What qualifications does an ISR instructor have?

The ISR instructor training program includes a minimum of 60 hours of supervised in-water training plus education and testing in subjects such as child psychology, physiology, and behavioral science. All instructors are required to maintain current CPR and First Aid certification. Training as an instructor is a serious undertaking as each ISR instructor is carefully screened through extensive interviews before qualifying to earn certification. In addition, all instructors must complete re-certification requirements annually to maintain their affiliation with the program.

How is ISR different from a class like Mommy and Me? 

Unlike other programs, ISR combines safe swimming lessons with self-rescue skills that teach your baby to survive in the water. Once your child has mastered self-rescue skills, then they are ready to learn how to enjoy the water safely and comfortably.

Will my child cry during lessons? 

It is normal and common for a child to cry when he is learning to perform a new skill.  This is a new and challenging situation, and he would probably rather be playing than "working". Crying is a form of communication for many children as they grow.When introduced to a new person and a new experience, many children cry.  ISR Instructors are trained to recognize different types of cries, and even while crying, the child will be safely and gently guided through the learning process. Crying will not bother the instructor or interfere with your child learning. The first few weeks in lessons for a beginner are a critical time of adaptation to the new environment, the instructor, and the technique. It can be a time of apprehension in and around the water because your child has not had time to perfect his or her new skills. Some of the babies cry because crying is a form of infant communication. There are several different types of infant cries and it is important to be sensitive and educated as to what these different types of cries indicate. Each child is an individual and reacts to the lessons uniquely. Some never cry and most children stop crying when they become skilled in the water. It is very important that the parent sets the example by keeping a positive tone when at lessons and when discussing lessons with or around the child. 
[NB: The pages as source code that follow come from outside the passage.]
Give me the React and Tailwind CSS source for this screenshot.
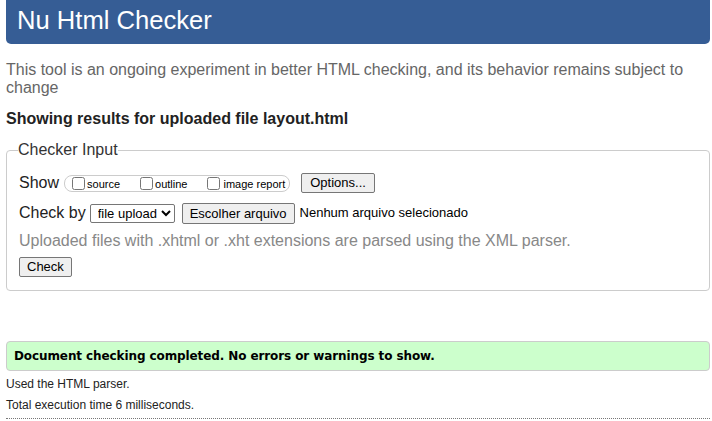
import React from 'react';

export default function App() {
  return (
    <div className="min-h-screen bg-white pl-[6px] pr-[2px] text-black font-['Liberation_Sans',Arial,sans-serif]">
      {/* Header */}
      <h1 className="h-[44px] rounded-b-[5px] bg-[#365d95] pl-[11px] pt-[5px] text-[25.6px] leading-[30px] font-normal text-white">
        Nu Html Checker
      </h1>

      <p className="mt-[17px] text-[16px] leading-[18px] text-[#666]">
        This tool is an ongoing experiment in better HTML checking, and its behavior remains subject to change
      </p>

      <p className="mt-[13px] text-[16px] leading-[18px] font-bold text-[#222]">
        Showing results for uploaded file layout.html
      </p>

      {/* Checker input */}
      <fieldset className="mt-[13px] rounded-[4px] border border-[#ccc] px-[12px] pb-[12px] pt-[4px]">
        <legend className="px-0 text-[16px] leading-[18px] text-[#333] -ml-[1px]">Checker Input</legend>

        <div className="flex items-center h-[22px] mt-[9px]">
          <span className="text-[16px] text-[#222]">Show</span>
          <div className="ml-[5px] flex items-center h-[17px] rounded-[8px] border border-[#ccc] pl-[7px] pr-[4px] text-[11px]">
            <label className="flex items-center mr-[20px]">
              <input type="checkbox" className="m-0 h-[13px] w-[13px]" />
              <span className="ml-[2px] mt-[2px]">source</span>
            </label>
            <label className="flex items-center mr-[20px]">
              <input type="checkbox" className="m-0 h-[13px] w-[13px]" />
              <span className="ml-[2px] mt-[2px]">outline</span>
            </label>
            <label className="flex items-center">
              <input type="checkbox" className="m-0 h-[13px] w-[13px]" />
              <span className="ml-[3px] mt-[2px]">image report</span>
            </label>
          </div>
          <button className="ml-[11px] h-[20px] rounded-[2px] border border-[#767676] bg-[#efefef] px-[8px] text-[13px] leading-[18px] text-black">
            Options...
          </button>
        </div>

        <div className="flex items-center h-[22px] mt-[8px]">
          <span className="text-[16px] text-[#222]">Check by</span>
          <select className="ml-[4px] h-[19px] rounded-[2px] border border-[#767676] bg-white pl-[3px] text-[13px] leading-[17px]">
            <option>file upload</option>
          </select>
          <button className="ml-[7px] h-[21px] rounded-[2px] border border-[#767676] bg-[#efefef] px-[7px] text-[13px] leading-[19px] text-black">
            Escolher arquivo
          </button>
          <span className="ml-[5px] text-[13px] text-black">Nenhum arquivo selecionado</span>
        </div>

        <p className="mt-[8px] text-[16px] leading-[18px] text-[#888]">
          Uploaded files with .xhtml or .xht extensions are parsed using the XML parser.
        </p>

        <button className="mt-[7px] h-[20px] rounded-[2px] border border-[#767676] bg-[#efefef] px-[7px] text-[13px] leading-[18px] text-black">
          Check
        </button>
      </fieldset>

      {/* Result */}
      <div className="mt-[50px] flex h-[30px] items-center rounded-[4px] border border-[#ccc] bg-[#ccffcc] px-[7px] font-['DejaVu_Sans',Verdana,sans-serif] text-[12px] font-bold tracking-[-0.1px] text-black">
        Document checking completed. No errors or warnings to show.
      </div>

      <p className="mt-[5px] text-[12px] leading-[16px] text-[#222]">Used the HTML parser.</p>
      <p className="mt-[5px] text-[12px] leading-[16px] text-[#222]">Total execution time 6 milliseconds.</p>
      <div className="mt-[5px] border-t border-dotted border-[#777]" />
    </div>
  );
}
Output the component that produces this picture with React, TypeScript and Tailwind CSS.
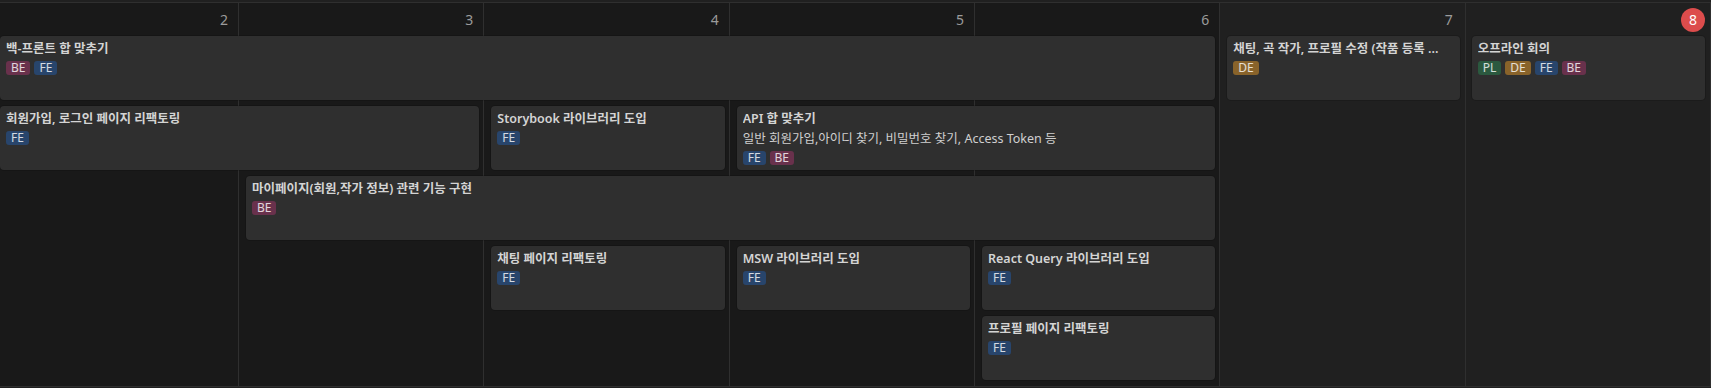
type Tag = "BE" | "FE" | "DE" | "PL";

const tagColor: Record<Tag, string> = {
  BE: "bg-[#69314c]",
  FE: "bg-[#28456c]",
  DE: "bg-[#89632a]",
  PL: "bg-[#2b593f]",
};

type Day = { label: string; cls: string; weekend?: boolean; today?: boolean };

const days: Day[] = [
  { label: "2", cls: "col-start-1 pr-[10px]" },
  { label: "3", cls: "col-start-2 pr-[10px]" },
  { label: "4", cls: "col-start-3 pr-[10px]" },
  { label: "5", cls: "col-start-4 pr-[10px]" },
  { label: "6", cls: "col-start-5 pr-[10px]" },
  { label: "7", cls: "col-start-6 pr-[12px]", weekend: true },
  { label: "8", cls: "col-start-7 pr-[5px]", weekend: true, today: true },
];

type Ev = { title: string; desc?: string; tags: Tag[]; cls: string };

const events: Ev[] = [
  { title: "백-프론트 합 맞추기", tags: ["BE", "FE"], cls: "row-start-2 col-start-1 col-span-5 pr-[5px]" },
  { title: "채팅, 곡 작가, 프로필 수정 (작품 등록 ...", tags: ["DE"], cls: "row-start-2 col-start-6 col-span-1 pl-[7px] pr-[6px]" },
  { title: "오프라인 회의", tags: ["PL", "DE", "FE", "BE"], cls: "row-start-2 col-start-7 col-span-1 pl-[6px] pr-[6px]" },
  { title: "회원가입, 로그인 페이지 리팩토링", tags: ["FE"], cls: "row-start-3 col-start-1 col-span-2 pr-[5px]" },
  { title: "Storybook 라이브러리 도입", tags: ["FE"], cls: "row-start-3 col-start-3 col-span-1 pl-[7px] pr-[5px]" },
  {
    title: "API 합 맞추기",
    desc: "일반 회원가입,아이디 찾기, 비밀번호 찾기, Access Token 등",
    tags: ["FE", "BE"],
    cls: "row-start-3 col-start-4 col-span-2 pl-[7px] pr-[5px]",
  },
  { title: "마이페이지(회원,작가 정보) 관련 기능 구현", tags: ["BE"], cls: "row-start-4 col-start-2 col-span-4 pl-[7px] pr-[5px]" },
  { title: "채팅 페이지 리팩토링", tags: ["FE"], cls: "row-start-5 col-start-3 col-span-1 pl-[7px] pr-[5px]" },
  { title: "MSW 라이브러리 도입", tags: ["FE"], cls: "row-start-5 col-start-4 col-span-1 pl-[7px] pr-[5px]" },
  { title: "React Query 라이브러리 도입", tags: ["FE"], cls: "row-start-5 col-start-5 col-span-1 pl-[7px] pr-[5px]" },
  { title: "프로필 페이지 리팩토링", tags: ["FE"], cls: "row-start-6 col-start-5 col-span-1 pl-[7px] pr-[5px]" },
];

function EventCard({ ev }: { ev: Ev }) {
  return (
    <div className={`${ev.cls} min-w-0 z-10`}>
      <div className="h-16 rounded-[4px] bg-[#2f2f2f] px-[6px] pt-[4px] flex flex-col shadow-[0_0_0_1px_rgba(0,0,0,0.15)]">
        <div className="text-[12.5px] leading-[18px] font-semibold text-[#d4d4d4] whitespace-nowrap overflow-hidden text-ellipsis">
          {ev.title}
        </div>
        {ev.desc && (
          <div className="mt-[2px] text-[12.5px] leading-[18px] text-[#cfcfcf] whitespace-nowrap overflow-hidden text-ellipsis">
            {ev.desc}
          </div>
        )}
        <div className="mt-[3px] flex gap-1">
          {ev.tags.map((t) => (
            <span key={t} className={`${tagColor[t]} h-[14px] px-[5px] rounded-[3px] text-[12px] leading-[14px] text-white/80`}>
              {t}
            </span>
          ))}
        </div>
      </div>
    </div>
  );
}

export default function App() {
  return (
    <div className="h-[388px] w-full overflow-hidden bg-[#202020] pt-[2px] font-['Noto_Sans','Noto_Sans_CJK_KR',sans-serif]">
      <div className="border-t border-b border-[#2f2f2f] grid grid-cols-[239px_repeat(6,minmax(0,1fr))] grid-rows-[33px_repeat(5,70px)]">
        {days.map((d) => (
          <div
            key={d.label}
            className={`${d.cls} row-start-1 row-span-6 border-r border-[#2f2f2f] ${d.weekend ? "bg-[#202020]" : "bg-[#191919]"}`}
          >
            <div className="h-[33px] flex items-center justify-end">
              {d.today ? (
                <span className="w-6 h-6 rounded-full bg-[#dc4c4c] text-white text-[14px] flex items-center justify-center">
                  {d.label}
                </span>
              ) : (
                <span className="text-[14px] text-[#9b9b9b]">{d.label}</span>
              )}
            </div>
          </div>
        ))}
        {events.map((ev) => (
          <EventCard key={ev.title} ev={ev} />
        ))}
      </div>
    </div>
  );
}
Will my child be drown-proof?
No, nobody can ever drown-proof your child. Be leery of any program that advertises they can. 


Why don’t you allow the parents to be in the water during the lessons?
We do not want the baby to initially associate the water with the love, attention and affection of the parent with the water. Also, it takes incredible concentration and objectivity to teach the baby how to react to an aquatic emergency and our research shows that parents lack the objectivity to be effective teachers with their own children in the water. 


Will my child learn to fear the water?
 It is important that the child not fear the water because being fearful would make it more difficult for the child to learn the necessary skills. There is an important difference between being fearful and being apprehensive because you are not yet skilled in a dangerous environment. 


Why don't you teach infants under the age of 6 months?
 Children under the age of 6 months are not neurologically mature enough to benefit from ISR instruction. 


Why are Refresher lessons necessary? 

After their initial training, it is recommended that each child participate in Refresher lessons each season. Refresher lessons are important because children change so much both cognitively and physically during the first 2-3 years of life. It is important that their aquatic skills and abilities grow with them. 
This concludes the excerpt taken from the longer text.